Hard works boosts MU wrestler

Tuesday, November 20, 2007 | 1:58 a.m. CST; updated 9:38 a.m. CDT, Friday, July 18, 2008
Missouri 157-pounder Michael Chandler, left, ties up against teammate Emanuel Brooks at last month’s Black & Gold meet. Chandler lost the match by a point, but came to see it as motivation and since has gone 5-0 in regular season competition.

COLUMBIA — At this stage in Missouri wrestler Michael Chandler’s career, you can’t help but pull for him.

As a senior at Northwest High School in High Ridge in 2004, Chandler lost 4-2 in the Class 3 152-pound state championship.

It was a match he said he never should have lost.

Chandler had his sights set on wrestling for MU, but after failing to win a high school state title, Chandler worried the program would no longer want him.

But this never stopped him from working, and MU wrestling coach Brian Smith saw something worthy in him.

“He came here basically as a walk-on, and he has made me notice him every day,” Smith said.

Instead of using the high school disappointment as an excuse to quit, Chandler used it as motivation to get better.

“I really believe hard work beats talent when talent doesn’t work hard,” Chandler said. “All the talent in the world can come in and win a bunch of state titles and all that kind of stuff. But if they don’t want to work hard and put the time in, they’re not going to be great.”

Chandler, a redshirt his first season, finished 20-14 at 157 pounds and looked like a wrestler who might never experience the success he desired.

“I’m not the type of guy who wants to just be mediocre,” Chandler said. “I didn’t want to come in and just make the team. I wanted to come in and win a national title or numerous national titles. And I know it’s not going to happen unless every day I’m doing something to make myself better.”

And that’s what Chandler did. He put in the extra hours. He also hung around the right people, those who worked just as hard as he did. Chandler spent time with former MU standout Ben Askren, a two-time NCAA national champion. They worked outside practice about three or four times a week, Chandler learning what it takes to get to the next level. Former MU wrestler Tyron Woodley, a two-time All-American, also gave Chandler extra assistance.

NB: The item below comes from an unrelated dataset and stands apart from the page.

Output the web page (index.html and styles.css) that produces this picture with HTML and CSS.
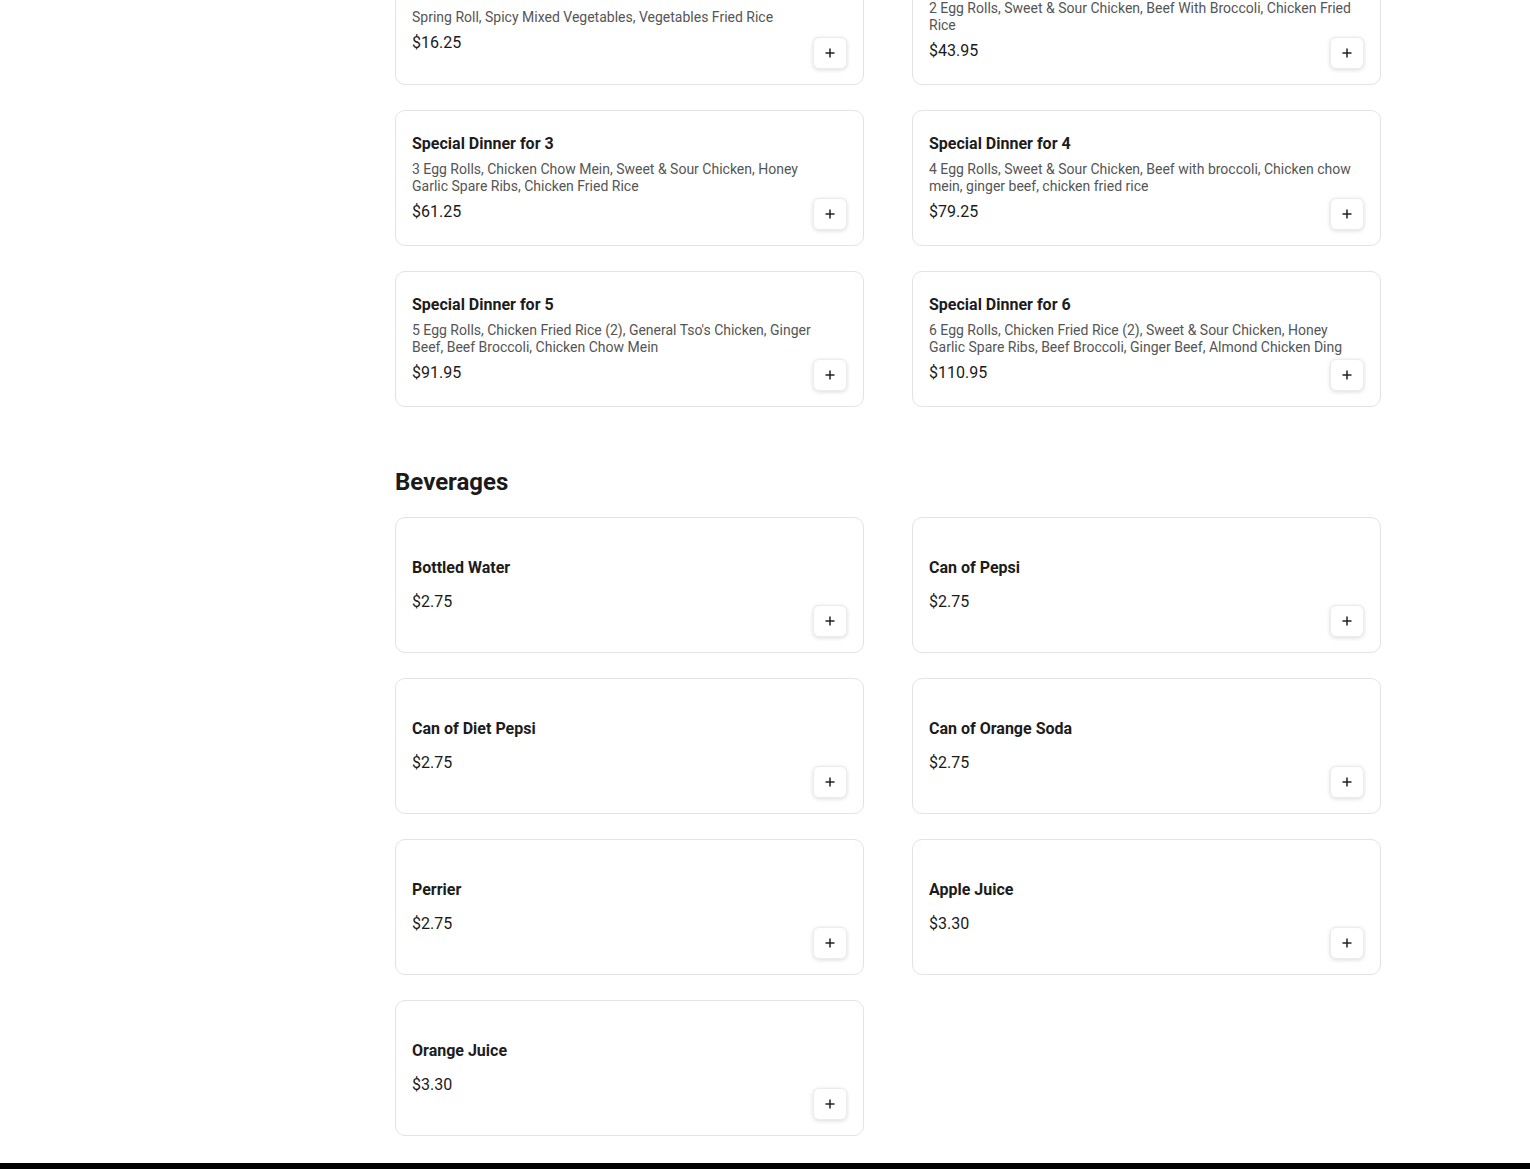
FILE: index.html
```html
<!DOCTYPE html>
<html lang="en">
<head>
<meta charset="utf-8">
<title>Menu</title>
<link rel="stylesheet" href="styles.css">
</head>
<body>
<main class="menu">
  <section class="section section--first">
    <div class="grid">
      <div class="card">
        <div class="info">
          <h3 class="name">Special Dinner for 1</h3>
          <p class="desc">Spring Roll, Spicy Mixed Vegetables, Vegetables Fried Rice</p>
          <p class="price">$16.25</p>
        </div>
        <button class="add" aria-label="Add"><svg viewBox="0 0 12 12" width="12" height="12"><path d="M6 1.5v9M1.5 6h9" stroke="#222" stroke-width="1.5" fill="none"/></svg></button>
      </div>
      <div class="card">
        <div class="info">
          <h3 class="name">Special Dinner for 2</h3>
          <p class="desc">2 Egg Rolls, Sweet &amp; Sour Chicken, Beef With Broccoli, Chicken Fried Rice</p>
          <p class="price">$43.95</p>
        </div>
        <button class="add" aria-label="Add"><svg viewBox="0 0 12 12" width="12" height="12"><path d="M6 1.5v9M1.5 6h9" stroke="#222" stroke-width="1.5" fill="none"/></svg></button>
      </div>
      <div class="card">
        <div class="info">
          <h3 class="name">Special Dinner for 3</h3>
          <p class="desc">3 Egg Rolls, Chicken Chow Mein, Sweet &amp; Sour Chicken, Honey Garlic Spare Ribs, Chicken Fried Rice</p>
          <p class="price">$61.25</p>
        </div>
        <button class="add" aria-label="Add"><svg viewBox="0 0 12 12" width="12" height="12"><path d="M6 1.5v9M1.5 6h9" stroke="#222" stroke-width="1.5" fill="none"/></svg></button>
      </div>
      <div class="card">
        <div class="info">
          <h3 class="name">Special Dinner for 4</h3>
          <p class="desc">4 Egg Rolls, Sweet &amp; Sour Chicken, Beef with broccoli, Chicken chow mein, ginger beef, chicken fried rice</p>
          <p class="price">$79.25</p>
        </div>
        <button class="add" aria-label="Add"><svg viewBox="0 0 12 12" width="12" height="12"><path d="M6 1.5v9M1.5 6h9" stroke="#222" stroke-width="1.5" fill="none"/></svg></button>
      </div>
      <div class="card">
        <div class="info">
          <h3 class="name">Special Dinner for 5</h3>
          <p class="desc">5 Egg Rolls, Chicken Fried Rice (2), General Tso's Chicken, Ginger Beef, Beef Broccoli, Chicken Chow Mein</p>
          <p class="price">$91.95</p>
        </div>
        <button class="add" aria-label="Add"><svg viewBox="0 0 12 12" width="12" height="12"><path d="M6 1.5v9M1.5 6h9" stroke="#222" stroke-width="1.5" fill="none"/></svg></button>
      </div>
      <div class="card">
        <div class="info">
          <h3 class="name">Special Dinner for 6</h3>
          <p class="desc">6 Egg Rolls, Chicken Fried Rice (2), Sweet &amp; Sour Chicken, Honey Garlic Spare Ribs, Beef Broccoli, Ginger Beef, Almond Chicken Ding</p>
          <p class="price">$110.95</p>
        </div>
        <button class="add" aria-label="Add"><svg viewBox="0 0 12 12" width="12" height="12"><path d="M6 1.5v9M1.5 6h9" stroke="#222" stroke-width="1.5" fill="none"/></svg></button>
      </div>
    </div>
  </section>

  <section class="section">
    <h2 class="section-title">Beverages</h2>
    <div class="grid">
      <div class="card">
        <div class="info">
          <h3 class="name">Bottled Water</h3>
          <p class="desc"></p>
          <p class="price">$2.75</p>
        </div>
        <button class="add" aria-label="Add"><svg viewBox="0 0 12 12" width="12" height="12"><path d="M6 1.5v9M1.5 6h9" stroke="#222" stroke-width="1.5" fill="none"/></svg></button>
      </div>
      <div class="card">
        <div class="info">
          <h3 class="name">Can of Pepsi</h3>
          <p class="desc"></p>
          <p class="price">$2.75</p>
        </div>
        <button class="add" aria-label="Add"><svg viewBox="0 0 12 12" width="12" height="12"><path d="M6 1.5v9M1.5 6h9" stroke="#222" stroke-width="1.5" fill="none"/></svg></button>
      </div>
      <div class="card">
        <div class="info">
          <h3 class="name">Can of Diet Pepsi</h3>
          <p class="desc"></p>
          <p class="price">$2.75</p>
        </div>
        <button class="add" aria-label="Add"><svg viewBox="0 0 12 12" width="12" height="12"><path d="M6 1.5v9M1.5 6h9" stroke="#222" stroke-width="1.5" fill="none"/></svg></button>
      </div>
      <div class="card">
        <div class="info">
          <h3 class="name">Can of Orange Soda</h3>
          <p class="desc"></p>
          <p class="price">$2.75</p>
        </div>
        <button class="add" aria-label="Add"><svg viewBox="0 0 12 12" width="12" height="12"><path d="M6 1.5v9M1.5 6h9" stroke="#222" stroke-width="1.5" fill="none"/></svg></button>
      </div>
      <div class="card">
        <div class="info">
          <h3 class="name">Perrier</h3>
          <p class="desc"></p>
          <p class="price">$2.75</p>
        </div>
        <button class="add" aria-label="Add"><svg viewBox="0 0 12 12" width="12" height="12"><path d="M6 1.5v9M1.5 6h9" stroke="#222" stroke-width="1.5" fill="none"/></svg></button>
      </div>
      <div class="card">
        <div class="info">
          <h3 class="name">Apple Juice</h3>
          <p class="desc"></p>
          <p class="price">$3.30</p>
        </div>
        <button class="add" aria-label="Add"><svg viewBox="0 0 12 12" width="12" height="12"><path d="M6 1.5v9M1.5 6h9" stroke="#222" stroke-width="1.5" fill="none"/></svg></button>
      </div>
      <div class="card">
        <div class="info">
          <h3 class="name">Orange Juice</h3>
          <p class="desc"></p>
          <p class="price">$3.30</p>
        </div>
        <button class="add" aria-label="Add"><svg viewBox="0 0 12 12" width="12" height="12"><path d="M6 1.5v9M1.5 6h9" stroke="#222" stroke-width="1.5" fill="none"/></svg></button>
      </div>
    </div>
  </section>
</main>
<footer class="footer"></footer>
</body>
</html>
```

FILE: styles.css
```css
* { box-sizing: border-box; }

html, body {
  margin: 0;
  padding: 0;
  background: #ffffff;
}

body {
  font-family: Roboto, "Liberation Sans", Arial, sans-serif;
  color: #1a1a1a;
  overflow: hidden;
}

.menu {
  width: 986px;
  margin: -51px 0 0 395px;
}

.section-title {
  margin: 0 0 19px;
  padding-top: 59px;
  font-size: 24px;
  line-height: 32px;
  font-weight: 700;
  color: #1a1a1a;
}

.grid {
  display: grid;
  grid-template-columns: 1fr 1fr;
  column-gap: 48px;
  row-gap: 25px;
}

.card {
  display: grid;
  grid-template-columns: 1fr;
  grid-template-rows: 1fr;
  height: 136px;
  padding: 15px 16px;
  border: 1px solid #e3e3e3;
  border-radius: 10px;
  background: #fff;
}

.info {
  grid-area: 1 / 1;
  align-self: center;
  display: flex;
  flex-direction: column;
  padding-right: 12px;
}

.name {
  margin: 0;
  font-size: 16px;
  line-height: 24px;
  font-weight: 700;
  color: #1c1c1c;
}

.desc {
  margin: 0;
  padding: 5px 0;
  font-size: 14px;
  line-height: 17px;
  color: #555;
}

.price {
  margin: 0;
  font-size: 16px;
  line-height: 24px;
  color: #1a1a1a;
}

.add {
  grid-area: 1 / 1;
  justify-self: end;
  align-self: end;
  width: 34px;
  height: 32px;
  padding: 0;
  display: flex;
  align-items: center;
  justify-content: center;
  background: #fff;
  border: 1px solid #ececec;
  border-radius: 6px;
  box-shadow: 0 1px 4px rgba(0, 0, 0, 0.14);
  cursor: pointer;
}

.add svg { display: block; }

.footer {
  margin-top: 27px;
  height: 40px;
  background: #000;
}
```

Even during the offseason, Smith said he sees Chandler around almost every day.

“He doesn’t put the minimum in,” Smith said. “He’s maxing out that time that he can use to get better at wrestling.”

Chandler’s diligence has paid off.

As a redshirt freshman, he earned one of eight wild card bids for the NCAA Division I National Championships and finished one win away from being an All-American.

“He was that close ... where nobody in the world would have thought he was going to be except for the people within these walls here that said, ‘Man this kid’s working hard,’” Smith said.

As a sophomore, not only did Chandler’s confidence increase, but he also started to become a team leader. He earned an automatic bid to the NCAA championships, but failed to crack the top eight overall. But again, he spent his time during the offseason improving. With assistant coaches Lee Pritts and Shawn Charles, Chandler trained with the goal to win a national title, and this season, Smith named him a team captain.

“He basically bleeds black and gold with this program,” Smith said. “He wants this program to win a national title. He wants to win a national title. He does things right. He’s constantly up here, working out, bringing kids up here to work out, and that’s what your leaders are about.”

Chandler has not only accepted his role as a leader, but he also goes out of his way to help the new guys who might not have incredible credentials.

“I’ve kind of took it upon myself to take that approach toward guys who aren’t exactly the superstar recruits,” Chandler said. “I take them under my wing, hang out with them and make life a little bit easier.”

Although Chandler has wrestled so tenaciously, he had a setback at the Black and Gold intrasquad scrimmage. He lost by one point to 157-pound teammate, Emanuel Brooks.

“Obviously I was unhappy, pretty mad actually,” Chandler said. “But it wasn’t a big deal. It was a tiny, tiny step back, just for that night. The next day I was like, ‘You know what, forget about it.’ It’s good to have guys like that in the room who are nipping at your heels.”

Chandler responded in his typical way. On Nov. 10 at Hofstra University, Chandler won by major decision over Johnny Bonilla-Bowman. The Tigers won the meet 22-21, which made Chandler’s bonus points vital.

“It’s not just about me winning a national title,” Chandler said. “It’s about the team winning a national title. And I really do feel like this year, if I step off the mat without scoring bonus points, I haven’t fulfilled my purpose on the team.”

On Sunday, Chandler scored two major decisions on the way to winning one of six titles for the Tigers at the Missouri Open. Now at 5-0, Chandler is one of only three Tigers with prefect season records.

“It’s really kind of fulfilling to know where I came from and see where I am now, but not forget where I came from,” Chandler said. “I haven’t forgotten that I was once that guy who not many people thought was going to make it, let alone be a captain and hopefully win two national titles.”